Erst kürzlich wurden die Ermittlungen um ein eindrückliches Beispiel reicher, das illustriert, wie schnell so mancher Beschuldigte damals einen Terrorstatus erhielt. So hat offenbar ein Beschuldigter lediglich den Fehler gemacht, ein Hotel zu übernehmen. Dieses gehört einer Stiftung, die ebenfalls im Fokus der Operation Luxor steht. Darüber hinaus besprach jener Mann mit einem anderen Beschuldigten Zimmerreservierungen für Doktoranden. Das reichte aus, damit das Hotel in der Causa als "Schulungszentrum" der Muslimbruderschaft galt. Ein paar Jahre bevor der Beschuldigte das Hotel übernahm, soll sich dort auch für längere Zeit ein mittlerweile verurteilter Hamas-Terrorist aufgehalten haben.

Handfesteres fanden die Ermittler dazu allerdings nicht mehr. Nun plädierte das Straflandesgericht in Graz dafür, den Fall wegen "äußerst reduzierten – nahezu mit an Sicherheit grenzender Wahrscheinlichkeit entkräfteten – Tatverdachts" einzustellen. Der kürzlich gefasste Beschluss liegt dem STANDARD vor. Gegen den Beschuldigten wurde monatelang wegen Verdachts der terroristischen Vereinigung ermittelt. Die Staatsanwaltschaft Graz kann gegen den Beschluss noch Beschwerde einlegen.
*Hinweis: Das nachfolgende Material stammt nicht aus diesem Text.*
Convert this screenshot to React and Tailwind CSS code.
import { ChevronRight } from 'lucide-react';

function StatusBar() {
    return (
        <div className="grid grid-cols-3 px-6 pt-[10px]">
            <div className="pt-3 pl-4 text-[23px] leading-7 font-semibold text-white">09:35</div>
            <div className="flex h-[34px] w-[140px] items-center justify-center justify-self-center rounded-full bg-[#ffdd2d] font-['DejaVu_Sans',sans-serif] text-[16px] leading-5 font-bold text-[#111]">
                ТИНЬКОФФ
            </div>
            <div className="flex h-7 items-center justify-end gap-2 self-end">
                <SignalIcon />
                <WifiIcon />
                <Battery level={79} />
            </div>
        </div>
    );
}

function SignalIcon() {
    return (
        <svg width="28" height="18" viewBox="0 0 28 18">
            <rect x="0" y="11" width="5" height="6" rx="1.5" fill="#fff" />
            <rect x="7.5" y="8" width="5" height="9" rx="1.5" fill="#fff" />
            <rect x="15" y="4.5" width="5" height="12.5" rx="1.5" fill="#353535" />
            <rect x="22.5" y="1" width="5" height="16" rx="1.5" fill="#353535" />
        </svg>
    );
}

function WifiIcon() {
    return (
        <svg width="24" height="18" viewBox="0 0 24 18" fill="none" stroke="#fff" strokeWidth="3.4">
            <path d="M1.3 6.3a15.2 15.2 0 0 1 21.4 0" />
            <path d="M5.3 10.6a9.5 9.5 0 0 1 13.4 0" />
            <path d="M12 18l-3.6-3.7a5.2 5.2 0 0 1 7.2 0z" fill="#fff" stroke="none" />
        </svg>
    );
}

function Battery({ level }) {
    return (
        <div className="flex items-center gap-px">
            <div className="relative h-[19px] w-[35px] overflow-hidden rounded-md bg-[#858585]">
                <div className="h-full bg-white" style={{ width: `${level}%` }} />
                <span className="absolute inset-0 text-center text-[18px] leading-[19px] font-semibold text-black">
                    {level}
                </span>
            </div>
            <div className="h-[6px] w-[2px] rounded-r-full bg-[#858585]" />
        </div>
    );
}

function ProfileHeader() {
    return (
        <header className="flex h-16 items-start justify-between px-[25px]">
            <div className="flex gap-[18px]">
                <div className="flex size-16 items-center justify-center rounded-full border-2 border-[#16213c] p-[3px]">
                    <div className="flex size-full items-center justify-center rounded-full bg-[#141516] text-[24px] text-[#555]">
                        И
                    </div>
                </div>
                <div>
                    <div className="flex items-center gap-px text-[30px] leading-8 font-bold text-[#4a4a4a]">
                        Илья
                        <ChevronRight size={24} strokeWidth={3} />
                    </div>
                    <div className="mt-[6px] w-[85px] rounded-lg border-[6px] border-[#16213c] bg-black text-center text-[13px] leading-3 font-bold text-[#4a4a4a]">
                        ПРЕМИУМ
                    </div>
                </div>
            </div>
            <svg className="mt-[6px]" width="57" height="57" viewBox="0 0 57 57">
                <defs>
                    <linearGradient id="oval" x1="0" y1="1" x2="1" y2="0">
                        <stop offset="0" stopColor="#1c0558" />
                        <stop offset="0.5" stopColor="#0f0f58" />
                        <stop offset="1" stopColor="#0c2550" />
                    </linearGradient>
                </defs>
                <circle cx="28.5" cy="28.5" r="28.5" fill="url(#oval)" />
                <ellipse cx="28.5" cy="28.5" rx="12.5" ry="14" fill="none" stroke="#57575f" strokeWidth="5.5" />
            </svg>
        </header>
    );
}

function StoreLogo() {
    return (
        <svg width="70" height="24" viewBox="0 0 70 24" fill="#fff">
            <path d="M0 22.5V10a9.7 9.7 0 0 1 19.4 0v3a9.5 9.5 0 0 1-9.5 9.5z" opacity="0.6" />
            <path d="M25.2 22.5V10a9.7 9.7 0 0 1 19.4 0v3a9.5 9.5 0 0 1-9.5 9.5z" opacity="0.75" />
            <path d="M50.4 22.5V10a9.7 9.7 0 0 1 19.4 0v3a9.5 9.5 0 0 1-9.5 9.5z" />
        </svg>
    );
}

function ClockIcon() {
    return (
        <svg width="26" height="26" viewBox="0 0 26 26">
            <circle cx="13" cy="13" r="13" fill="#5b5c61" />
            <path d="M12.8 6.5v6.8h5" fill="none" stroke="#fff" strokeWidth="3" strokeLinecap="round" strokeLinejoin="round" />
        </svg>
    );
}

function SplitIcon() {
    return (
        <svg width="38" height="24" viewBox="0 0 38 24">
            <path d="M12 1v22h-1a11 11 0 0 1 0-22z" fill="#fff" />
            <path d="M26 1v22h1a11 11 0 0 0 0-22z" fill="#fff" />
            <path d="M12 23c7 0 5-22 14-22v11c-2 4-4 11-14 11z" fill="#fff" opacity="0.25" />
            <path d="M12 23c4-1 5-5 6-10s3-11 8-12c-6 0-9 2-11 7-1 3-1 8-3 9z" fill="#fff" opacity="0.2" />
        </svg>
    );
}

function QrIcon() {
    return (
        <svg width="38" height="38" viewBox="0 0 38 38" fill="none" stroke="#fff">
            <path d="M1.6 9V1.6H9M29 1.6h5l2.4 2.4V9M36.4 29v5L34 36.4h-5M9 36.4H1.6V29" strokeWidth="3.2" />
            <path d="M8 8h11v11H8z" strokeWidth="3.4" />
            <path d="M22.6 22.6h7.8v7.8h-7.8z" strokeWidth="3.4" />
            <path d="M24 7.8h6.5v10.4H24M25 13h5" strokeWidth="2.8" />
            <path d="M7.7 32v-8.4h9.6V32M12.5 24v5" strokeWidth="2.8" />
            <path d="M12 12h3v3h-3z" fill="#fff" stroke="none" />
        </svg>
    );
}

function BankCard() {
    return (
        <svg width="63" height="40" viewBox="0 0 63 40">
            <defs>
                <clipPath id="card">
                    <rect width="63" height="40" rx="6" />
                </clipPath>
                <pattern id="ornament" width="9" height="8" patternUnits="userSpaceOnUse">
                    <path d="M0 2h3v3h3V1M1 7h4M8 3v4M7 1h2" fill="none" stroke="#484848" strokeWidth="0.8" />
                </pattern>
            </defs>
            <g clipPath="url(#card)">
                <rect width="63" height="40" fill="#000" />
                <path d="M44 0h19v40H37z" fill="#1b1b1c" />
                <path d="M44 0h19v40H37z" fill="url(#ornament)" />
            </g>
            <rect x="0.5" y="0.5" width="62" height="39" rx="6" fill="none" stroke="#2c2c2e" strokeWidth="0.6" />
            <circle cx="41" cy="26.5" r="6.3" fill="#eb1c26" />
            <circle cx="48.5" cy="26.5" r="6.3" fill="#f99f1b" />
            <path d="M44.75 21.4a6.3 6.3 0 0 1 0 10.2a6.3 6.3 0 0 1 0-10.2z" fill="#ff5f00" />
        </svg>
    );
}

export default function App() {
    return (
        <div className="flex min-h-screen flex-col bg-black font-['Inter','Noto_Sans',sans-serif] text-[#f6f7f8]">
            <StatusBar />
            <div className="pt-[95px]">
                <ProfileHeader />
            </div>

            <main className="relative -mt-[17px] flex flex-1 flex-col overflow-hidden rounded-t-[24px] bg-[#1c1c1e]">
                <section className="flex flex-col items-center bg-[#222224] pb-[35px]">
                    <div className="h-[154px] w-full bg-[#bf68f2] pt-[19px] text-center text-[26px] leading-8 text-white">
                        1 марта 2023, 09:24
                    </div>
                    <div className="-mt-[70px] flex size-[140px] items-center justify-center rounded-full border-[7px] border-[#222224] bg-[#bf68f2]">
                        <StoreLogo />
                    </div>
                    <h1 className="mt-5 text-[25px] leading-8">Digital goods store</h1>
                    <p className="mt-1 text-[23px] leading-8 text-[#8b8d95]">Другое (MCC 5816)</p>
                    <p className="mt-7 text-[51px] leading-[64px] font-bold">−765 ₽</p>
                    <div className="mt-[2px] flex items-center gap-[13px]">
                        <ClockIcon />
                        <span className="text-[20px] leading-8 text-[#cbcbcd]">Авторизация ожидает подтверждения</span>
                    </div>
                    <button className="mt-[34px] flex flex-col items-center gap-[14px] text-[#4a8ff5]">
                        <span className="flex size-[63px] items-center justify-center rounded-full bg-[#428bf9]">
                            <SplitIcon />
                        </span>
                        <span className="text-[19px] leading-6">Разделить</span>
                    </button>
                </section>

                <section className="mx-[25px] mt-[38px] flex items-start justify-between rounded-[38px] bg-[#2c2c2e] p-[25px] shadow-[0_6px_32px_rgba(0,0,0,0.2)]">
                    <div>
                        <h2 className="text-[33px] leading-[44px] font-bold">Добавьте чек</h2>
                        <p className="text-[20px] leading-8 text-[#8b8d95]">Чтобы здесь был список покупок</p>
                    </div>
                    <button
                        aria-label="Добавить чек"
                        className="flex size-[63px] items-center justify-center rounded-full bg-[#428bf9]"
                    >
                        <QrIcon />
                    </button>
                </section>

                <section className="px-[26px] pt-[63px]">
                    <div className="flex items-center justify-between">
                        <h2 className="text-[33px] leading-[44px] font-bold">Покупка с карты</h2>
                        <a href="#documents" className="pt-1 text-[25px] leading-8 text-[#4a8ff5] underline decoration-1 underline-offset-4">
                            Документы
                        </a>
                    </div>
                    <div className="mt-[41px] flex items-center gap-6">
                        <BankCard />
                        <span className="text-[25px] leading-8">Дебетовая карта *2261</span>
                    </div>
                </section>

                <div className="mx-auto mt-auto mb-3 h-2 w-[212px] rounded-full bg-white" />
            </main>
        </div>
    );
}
Hitler-Sticker im Schülerchat

Es ist nicht die erste Einstellung in einem der größten laufenden Verfahren, die es momentan in Österreich gibt. Die bisher prominenteste betraf Ex-IGGÖ-Präsident Anas Schakfeh, den Namensgeber und Gründer der erwähnten Stiftung. Schakfeh will lange gar nicht gewusst haben, dass überhaupt gegen ihn ermittelt wird. Einvernommen worden sei er nie. Per Gericht entlastet wurde mittlerweile auch die Vorständin der Stiftung, wie die Presse unlängst berichtete. In beiden Fällen fehlten schlicht die Beweise, um einen Terrorverdacht weiterhin zu rechtfertigen. Die Ermittlungen gegen die Organisation an sich laufen aber noch.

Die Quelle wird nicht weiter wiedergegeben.